• **Exercise brief**
Repeat the listing exactly as given, omitting every image.

• • •

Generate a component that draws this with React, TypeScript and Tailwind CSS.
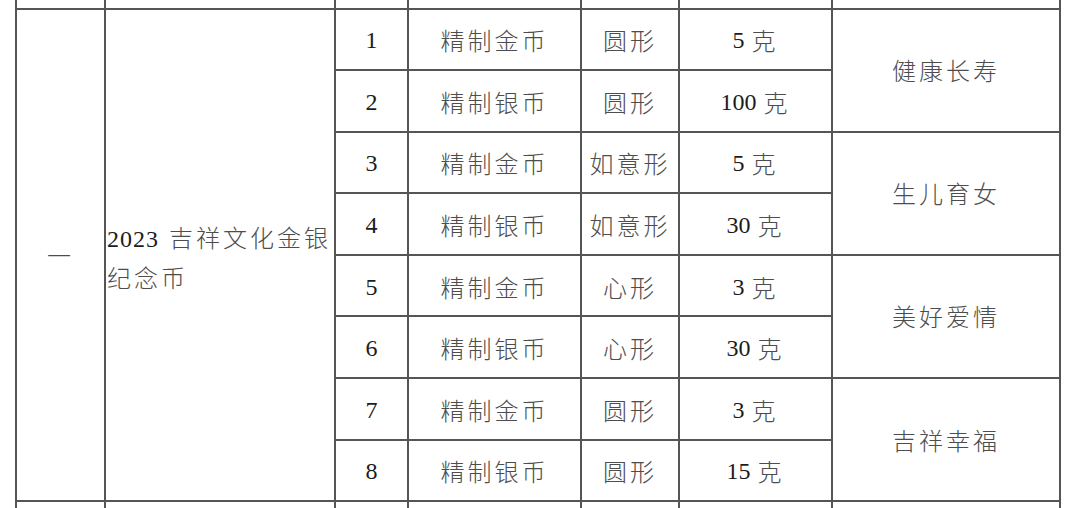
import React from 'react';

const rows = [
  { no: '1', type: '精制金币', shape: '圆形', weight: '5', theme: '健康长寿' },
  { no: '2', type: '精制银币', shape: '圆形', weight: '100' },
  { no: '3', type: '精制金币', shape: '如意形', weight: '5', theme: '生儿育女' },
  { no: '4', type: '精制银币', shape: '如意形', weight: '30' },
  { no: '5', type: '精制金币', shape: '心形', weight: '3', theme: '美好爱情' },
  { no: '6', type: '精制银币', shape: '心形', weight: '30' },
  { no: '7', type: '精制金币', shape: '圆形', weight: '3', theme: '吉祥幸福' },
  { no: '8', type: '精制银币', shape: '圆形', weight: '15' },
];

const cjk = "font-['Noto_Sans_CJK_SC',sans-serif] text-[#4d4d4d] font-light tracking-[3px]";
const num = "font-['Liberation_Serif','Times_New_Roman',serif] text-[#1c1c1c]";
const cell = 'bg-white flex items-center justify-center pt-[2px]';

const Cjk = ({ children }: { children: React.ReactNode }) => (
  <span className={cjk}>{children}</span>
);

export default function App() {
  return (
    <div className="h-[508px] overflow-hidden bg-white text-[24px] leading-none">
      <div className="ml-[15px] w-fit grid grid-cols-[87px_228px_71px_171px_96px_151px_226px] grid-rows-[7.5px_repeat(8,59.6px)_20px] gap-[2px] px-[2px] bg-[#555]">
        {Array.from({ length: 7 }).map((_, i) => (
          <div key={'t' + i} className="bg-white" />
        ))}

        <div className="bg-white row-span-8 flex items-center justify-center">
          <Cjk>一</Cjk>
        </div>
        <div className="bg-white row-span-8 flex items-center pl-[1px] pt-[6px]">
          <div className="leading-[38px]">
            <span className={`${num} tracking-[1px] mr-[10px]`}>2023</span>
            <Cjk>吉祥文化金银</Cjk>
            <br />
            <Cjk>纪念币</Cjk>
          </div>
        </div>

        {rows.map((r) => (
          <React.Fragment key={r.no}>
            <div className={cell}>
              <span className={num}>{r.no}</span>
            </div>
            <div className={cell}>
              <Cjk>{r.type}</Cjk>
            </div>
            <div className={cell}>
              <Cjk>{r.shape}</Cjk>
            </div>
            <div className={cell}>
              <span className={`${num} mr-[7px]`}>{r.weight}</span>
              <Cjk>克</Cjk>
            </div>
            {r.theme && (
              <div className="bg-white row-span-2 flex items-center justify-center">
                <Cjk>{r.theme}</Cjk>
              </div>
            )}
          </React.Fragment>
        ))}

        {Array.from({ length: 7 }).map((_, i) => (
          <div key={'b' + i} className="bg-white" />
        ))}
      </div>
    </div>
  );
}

• • •

• **Solution to the problem**
Generate a component that draws this with React, TypeScript and Tailwind CSS.
import React from 'react';

const rows = [
  { no: '1', type: '精制金币', shape: '圆形', weight: '5', theme: '健康长寿' },
  { no: '2', type: '精制银币', shape: '圆形', weight: '100' },
  { no: '3', type: '精制金币', shape: '如意形', weight: '5', theme: '生儿育女' },
  { no: '4', type: '精制银币', shape: '如意形', weight: '30' },
  { no: '5', type: '精制金币', shape: '心形', weight: '3', theme: '美好爱情' },
  { no: '6', type: '精制银币', shape: '心形', weight: '30' },
  { no: '7', type: '精制金币', shape: '圆形', weight: '3', theme: '吉祥幸福' },
  { no: '8', type: '精制银币', shape: '圆形', weight: '15' },
];

const cjk = "font-['Noto_Sans_CJK_SC',sans-serif] text-[#4d4d4d] font-light tracking-[3px]";
const num = "font-['Liberation_Serif','Times_New_Roman',serif] text-[#1c1c1c]";
const cell = 'bg-white flex items-center justify-center pt-[2px]';

const Cjk = ({ children }: { children: React.ReactNode }) => (
  <span className={cjk}>{children}</span>
);

export default function App() {
  return (
    <div className="h-[508px] overflow-hidden bg-white text-[24px] leading-none">
      <div className="ml-[15px] w-fit grid grid-cols-[87px_228px_71px_171px_96px_151px_226px] grid-rows-[7.5px_repeat(8,59.6px)_20px] gap-[2px] px-[2px] bg-[#555]">
        {Array.from({ length: 7 }).map((_, i) => (
          <div key={'t' + i} className="bg-white" />
        ))}

        <div className="bg-white row-span-8 flex items-center justify-center">
          <Cjk>一</Cjk>
        </div>
        <div className="bg-white row-span-8 flex items-center pl-[1px] pt-[6px]">
          <div className="leading-[38px]">
            <span className={`${num} tracking-[1px] mr-[10px]`}>2023</span>
            <Cjk>吉祥文化金银</Cjk>
            <br />
            <Cjk>纪念币</Cjk>
          </div>
        </div>

        {rows.map((r) => (
          <React.Fragment key={r.no}>
            <div className={cell}>
              <span className={num}>{r.no}</span>
            </div>
            <div className={cell}>
              <Cjk>{r.type}</Cjk>
            </div>
            <div className={cell}>
              <Cjk>{r.shape}</Cjk>
            </div>
            <div className={cell}>
              <span className={`${num} mr-[7px]`}>{r.weight}</span>
              <Cjk>克</Cjk>
            </div>
            {r.theme && (
              <div className="bg-white row-span-2 flex items-center justify-center">
                <Cjk>{r.theme}</Cjk>
              </div>
            )}
          </React.Fragment>
        ))}

        {Array.from({ length: 7 }).map((_, i) => (
          <div key={'b' + i} className="bg-white" />
        ))}
      </div>
    </div>
  );
}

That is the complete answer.